▶ WHAT THE TASK ASKS:
Pictures stay out of this copy; please retype only the lines from the start of the records through the line with "import React from".

▶ MATERIAL TO PROCESS:
_ _ _ _ _
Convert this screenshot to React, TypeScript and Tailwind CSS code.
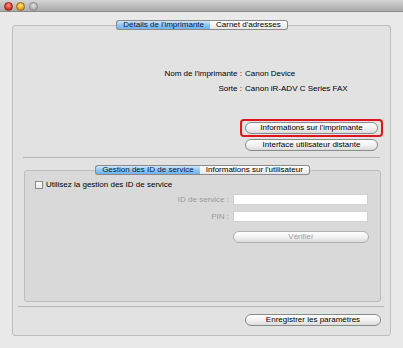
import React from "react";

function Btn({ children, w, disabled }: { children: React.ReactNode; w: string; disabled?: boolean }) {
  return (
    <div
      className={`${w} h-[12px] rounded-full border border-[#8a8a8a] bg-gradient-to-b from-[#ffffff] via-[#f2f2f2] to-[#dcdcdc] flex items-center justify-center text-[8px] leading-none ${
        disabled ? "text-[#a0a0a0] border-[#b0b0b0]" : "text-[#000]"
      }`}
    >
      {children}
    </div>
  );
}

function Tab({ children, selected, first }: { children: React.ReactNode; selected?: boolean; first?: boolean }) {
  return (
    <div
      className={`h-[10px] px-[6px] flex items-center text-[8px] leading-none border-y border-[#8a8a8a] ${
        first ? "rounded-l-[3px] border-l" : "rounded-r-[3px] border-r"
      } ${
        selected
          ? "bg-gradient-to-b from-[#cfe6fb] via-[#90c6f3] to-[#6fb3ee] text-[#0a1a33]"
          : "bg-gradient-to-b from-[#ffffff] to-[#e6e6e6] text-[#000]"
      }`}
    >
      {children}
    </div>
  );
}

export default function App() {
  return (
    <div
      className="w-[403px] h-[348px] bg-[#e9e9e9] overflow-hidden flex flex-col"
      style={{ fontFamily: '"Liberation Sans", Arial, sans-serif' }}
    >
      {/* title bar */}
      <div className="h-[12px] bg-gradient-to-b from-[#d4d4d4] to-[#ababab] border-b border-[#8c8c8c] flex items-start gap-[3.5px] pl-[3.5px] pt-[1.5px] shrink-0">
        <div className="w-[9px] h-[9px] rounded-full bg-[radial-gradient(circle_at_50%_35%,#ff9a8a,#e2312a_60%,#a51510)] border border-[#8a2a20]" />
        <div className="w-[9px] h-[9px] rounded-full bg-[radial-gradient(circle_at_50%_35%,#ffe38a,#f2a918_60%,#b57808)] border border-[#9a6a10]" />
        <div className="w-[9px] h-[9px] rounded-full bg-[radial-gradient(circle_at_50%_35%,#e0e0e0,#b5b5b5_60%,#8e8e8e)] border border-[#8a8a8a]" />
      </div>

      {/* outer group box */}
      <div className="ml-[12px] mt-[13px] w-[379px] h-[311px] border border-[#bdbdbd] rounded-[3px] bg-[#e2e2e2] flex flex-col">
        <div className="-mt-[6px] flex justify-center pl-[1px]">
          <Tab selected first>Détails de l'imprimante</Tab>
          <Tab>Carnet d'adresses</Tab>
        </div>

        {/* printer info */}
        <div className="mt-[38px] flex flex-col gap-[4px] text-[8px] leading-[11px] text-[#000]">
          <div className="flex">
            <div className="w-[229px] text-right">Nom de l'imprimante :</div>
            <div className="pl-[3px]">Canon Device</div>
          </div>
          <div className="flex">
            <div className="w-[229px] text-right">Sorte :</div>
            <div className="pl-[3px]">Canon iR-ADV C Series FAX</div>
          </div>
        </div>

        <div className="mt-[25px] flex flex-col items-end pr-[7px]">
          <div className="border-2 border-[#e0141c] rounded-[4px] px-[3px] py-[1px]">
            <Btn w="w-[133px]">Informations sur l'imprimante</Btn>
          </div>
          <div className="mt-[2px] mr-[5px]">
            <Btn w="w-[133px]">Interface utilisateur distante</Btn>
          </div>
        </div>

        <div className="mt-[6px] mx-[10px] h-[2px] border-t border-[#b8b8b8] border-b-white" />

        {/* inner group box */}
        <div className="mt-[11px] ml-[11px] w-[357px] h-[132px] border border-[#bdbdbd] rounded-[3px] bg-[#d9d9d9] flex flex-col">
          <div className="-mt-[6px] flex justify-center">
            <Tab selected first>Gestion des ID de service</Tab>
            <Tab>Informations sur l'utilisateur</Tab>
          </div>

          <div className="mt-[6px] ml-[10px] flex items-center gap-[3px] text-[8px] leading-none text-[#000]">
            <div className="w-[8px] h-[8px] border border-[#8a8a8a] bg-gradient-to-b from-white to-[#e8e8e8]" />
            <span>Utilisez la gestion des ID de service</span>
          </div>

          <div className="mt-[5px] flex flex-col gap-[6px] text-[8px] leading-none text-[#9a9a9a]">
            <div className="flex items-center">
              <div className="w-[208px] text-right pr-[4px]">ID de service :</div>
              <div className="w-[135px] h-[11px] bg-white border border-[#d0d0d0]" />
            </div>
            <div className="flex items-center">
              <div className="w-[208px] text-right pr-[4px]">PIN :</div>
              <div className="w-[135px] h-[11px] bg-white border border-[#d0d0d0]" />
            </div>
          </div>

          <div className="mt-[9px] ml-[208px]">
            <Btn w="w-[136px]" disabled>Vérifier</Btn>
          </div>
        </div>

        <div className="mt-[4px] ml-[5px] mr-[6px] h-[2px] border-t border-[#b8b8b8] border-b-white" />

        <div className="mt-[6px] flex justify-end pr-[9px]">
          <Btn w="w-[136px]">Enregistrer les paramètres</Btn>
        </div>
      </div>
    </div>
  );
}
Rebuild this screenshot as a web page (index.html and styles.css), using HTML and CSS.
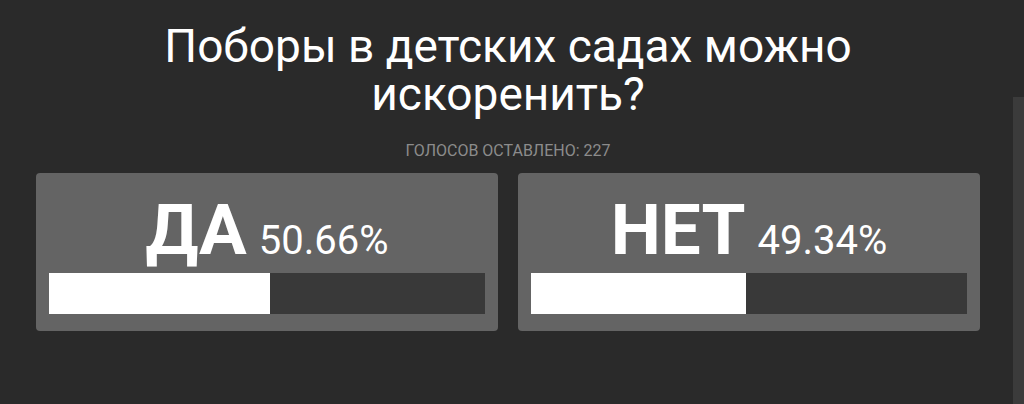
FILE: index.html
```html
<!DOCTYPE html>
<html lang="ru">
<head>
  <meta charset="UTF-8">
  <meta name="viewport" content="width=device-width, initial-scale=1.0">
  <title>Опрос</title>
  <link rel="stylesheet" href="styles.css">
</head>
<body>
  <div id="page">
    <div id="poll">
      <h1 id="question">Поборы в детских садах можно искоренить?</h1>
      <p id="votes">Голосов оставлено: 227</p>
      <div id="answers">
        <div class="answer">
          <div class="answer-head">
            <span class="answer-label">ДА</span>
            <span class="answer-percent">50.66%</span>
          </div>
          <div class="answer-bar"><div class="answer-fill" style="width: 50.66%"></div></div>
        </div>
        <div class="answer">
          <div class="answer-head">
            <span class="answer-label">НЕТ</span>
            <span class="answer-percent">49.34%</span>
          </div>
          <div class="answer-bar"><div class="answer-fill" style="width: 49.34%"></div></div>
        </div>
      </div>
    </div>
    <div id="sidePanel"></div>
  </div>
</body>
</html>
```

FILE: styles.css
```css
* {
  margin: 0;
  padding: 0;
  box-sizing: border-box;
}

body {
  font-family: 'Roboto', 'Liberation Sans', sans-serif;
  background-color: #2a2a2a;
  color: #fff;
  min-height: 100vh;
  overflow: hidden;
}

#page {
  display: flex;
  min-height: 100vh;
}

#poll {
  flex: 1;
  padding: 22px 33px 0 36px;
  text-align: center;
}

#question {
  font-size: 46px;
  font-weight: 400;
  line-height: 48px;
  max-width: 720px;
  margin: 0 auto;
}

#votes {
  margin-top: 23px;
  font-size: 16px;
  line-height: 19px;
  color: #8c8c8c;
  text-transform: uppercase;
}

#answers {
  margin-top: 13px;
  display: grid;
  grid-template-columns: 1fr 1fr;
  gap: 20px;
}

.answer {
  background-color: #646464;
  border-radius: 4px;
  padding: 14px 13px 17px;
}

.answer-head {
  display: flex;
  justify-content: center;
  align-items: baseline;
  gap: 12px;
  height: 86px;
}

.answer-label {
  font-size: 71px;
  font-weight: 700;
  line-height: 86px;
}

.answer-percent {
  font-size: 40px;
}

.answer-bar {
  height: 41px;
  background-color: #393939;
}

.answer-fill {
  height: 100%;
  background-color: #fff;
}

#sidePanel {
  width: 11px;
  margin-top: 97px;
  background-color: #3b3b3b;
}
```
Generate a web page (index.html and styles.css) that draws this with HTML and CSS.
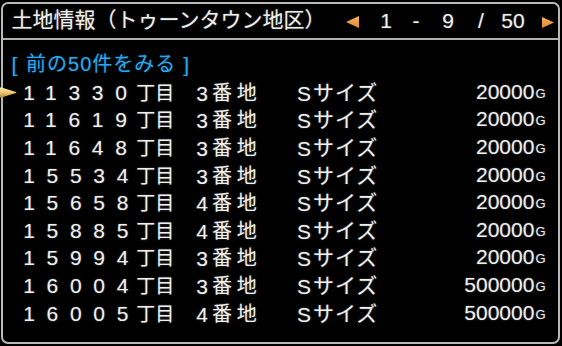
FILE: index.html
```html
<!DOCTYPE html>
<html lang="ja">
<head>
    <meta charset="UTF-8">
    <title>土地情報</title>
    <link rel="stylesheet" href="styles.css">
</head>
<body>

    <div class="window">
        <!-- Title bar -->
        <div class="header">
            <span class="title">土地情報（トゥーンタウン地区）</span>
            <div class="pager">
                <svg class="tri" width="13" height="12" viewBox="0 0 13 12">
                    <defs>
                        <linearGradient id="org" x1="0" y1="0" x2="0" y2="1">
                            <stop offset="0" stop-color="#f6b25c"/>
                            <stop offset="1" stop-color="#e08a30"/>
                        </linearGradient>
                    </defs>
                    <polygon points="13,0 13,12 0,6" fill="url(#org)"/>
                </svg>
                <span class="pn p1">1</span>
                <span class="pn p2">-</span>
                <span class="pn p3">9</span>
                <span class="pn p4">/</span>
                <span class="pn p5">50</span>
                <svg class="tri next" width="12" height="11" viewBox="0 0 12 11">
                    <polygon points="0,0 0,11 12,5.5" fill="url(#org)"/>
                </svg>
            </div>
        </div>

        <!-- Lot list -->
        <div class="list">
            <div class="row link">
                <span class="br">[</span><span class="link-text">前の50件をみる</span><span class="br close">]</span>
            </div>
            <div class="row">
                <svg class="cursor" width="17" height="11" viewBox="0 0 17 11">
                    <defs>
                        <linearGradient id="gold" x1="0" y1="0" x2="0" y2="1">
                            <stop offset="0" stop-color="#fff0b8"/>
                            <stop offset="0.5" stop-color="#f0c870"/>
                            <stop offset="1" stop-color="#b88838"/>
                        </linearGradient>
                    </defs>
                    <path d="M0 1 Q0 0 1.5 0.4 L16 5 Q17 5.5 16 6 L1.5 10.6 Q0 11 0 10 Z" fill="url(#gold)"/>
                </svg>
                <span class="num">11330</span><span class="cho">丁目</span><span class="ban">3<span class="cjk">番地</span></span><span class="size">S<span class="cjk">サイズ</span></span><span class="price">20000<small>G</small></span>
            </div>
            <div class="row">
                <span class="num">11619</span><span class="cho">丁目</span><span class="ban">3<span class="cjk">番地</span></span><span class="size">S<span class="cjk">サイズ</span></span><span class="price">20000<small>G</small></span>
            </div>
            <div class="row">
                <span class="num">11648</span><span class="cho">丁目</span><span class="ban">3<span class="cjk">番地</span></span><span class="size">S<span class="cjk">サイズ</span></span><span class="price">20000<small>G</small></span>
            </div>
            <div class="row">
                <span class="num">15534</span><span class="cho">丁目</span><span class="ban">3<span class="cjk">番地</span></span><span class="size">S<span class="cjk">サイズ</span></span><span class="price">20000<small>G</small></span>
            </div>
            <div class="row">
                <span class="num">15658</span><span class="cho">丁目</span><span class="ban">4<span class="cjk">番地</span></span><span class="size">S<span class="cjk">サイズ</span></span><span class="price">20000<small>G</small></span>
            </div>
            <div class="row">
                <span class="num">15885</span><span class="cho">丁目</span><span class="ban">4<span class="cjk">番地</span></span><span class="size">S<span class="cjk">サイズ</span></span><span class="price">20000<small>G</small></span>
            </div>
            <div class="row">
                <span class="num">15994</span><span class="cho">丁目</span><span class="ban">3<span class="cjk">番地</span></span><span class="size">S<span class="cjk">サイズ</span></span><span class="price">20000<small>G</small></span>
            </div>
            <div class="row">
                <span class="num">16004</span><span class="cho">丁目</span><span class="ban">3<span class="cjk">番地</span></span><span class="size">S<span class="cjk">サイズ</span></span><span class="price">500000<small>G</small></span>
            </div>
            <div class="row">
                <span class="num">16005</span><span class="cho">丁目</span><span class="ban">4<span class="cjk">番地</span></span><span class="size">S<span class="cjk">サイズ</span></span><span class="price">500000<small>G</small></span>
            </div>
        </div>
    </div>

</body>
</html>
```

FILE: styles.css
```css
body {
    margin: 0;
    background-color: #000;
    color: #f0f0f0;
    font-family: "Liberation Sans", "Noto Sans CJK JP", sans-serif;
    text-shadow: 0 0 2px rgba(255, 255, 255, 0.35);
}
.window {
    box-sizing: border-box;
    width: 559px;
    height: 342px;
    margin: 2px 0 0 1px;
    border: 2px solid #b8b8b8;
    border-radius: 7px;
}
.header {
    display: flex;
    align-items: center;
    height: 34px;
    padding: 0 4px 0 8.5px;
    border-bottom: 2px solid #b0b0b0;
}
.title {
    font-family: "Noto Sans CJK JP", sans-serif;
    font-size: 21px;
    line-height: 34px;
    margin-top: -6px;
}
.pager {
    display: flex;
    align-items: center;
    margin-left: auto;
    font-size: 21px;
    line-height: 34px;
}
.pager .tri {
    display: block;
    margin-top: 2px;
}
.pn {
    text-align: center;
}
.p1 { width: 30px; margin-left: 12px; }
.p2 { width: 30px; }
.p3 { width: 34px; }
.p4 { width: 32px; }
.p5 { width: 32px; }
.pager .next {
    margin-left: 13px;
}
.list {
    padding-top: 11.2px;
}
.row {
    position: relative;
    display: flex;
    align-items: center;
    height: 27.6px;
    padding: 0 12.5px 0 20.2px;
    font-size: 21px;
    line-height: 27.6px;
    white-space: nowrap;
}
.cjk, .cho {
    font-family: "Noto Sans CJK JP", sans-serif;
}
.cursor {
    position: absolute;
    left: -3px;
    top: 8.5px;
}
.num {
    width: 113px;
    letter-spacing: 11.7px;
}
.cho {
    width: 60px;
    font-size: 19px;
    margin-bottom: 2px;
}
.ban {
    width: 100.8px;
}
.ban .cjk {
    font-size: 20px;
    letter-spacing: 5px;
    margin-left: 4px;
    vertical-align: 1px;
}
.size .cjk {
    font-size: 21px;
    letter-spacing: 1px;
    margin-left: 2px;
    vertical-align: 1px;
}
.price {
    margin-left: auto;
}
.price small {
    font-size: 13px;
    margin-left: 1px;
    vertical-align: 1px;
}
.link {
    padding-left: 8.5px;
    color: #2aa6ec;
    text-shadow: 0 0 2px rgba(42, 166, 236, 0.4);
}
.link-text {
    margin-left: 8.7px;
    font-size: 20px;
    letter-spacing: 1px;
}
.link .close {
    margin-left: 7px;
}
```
_ _ _ _ _
▶ CORRECT ANSWER:
Convert this screenshot to React, TypeScript and Tailwind CSS code.
import React from "react";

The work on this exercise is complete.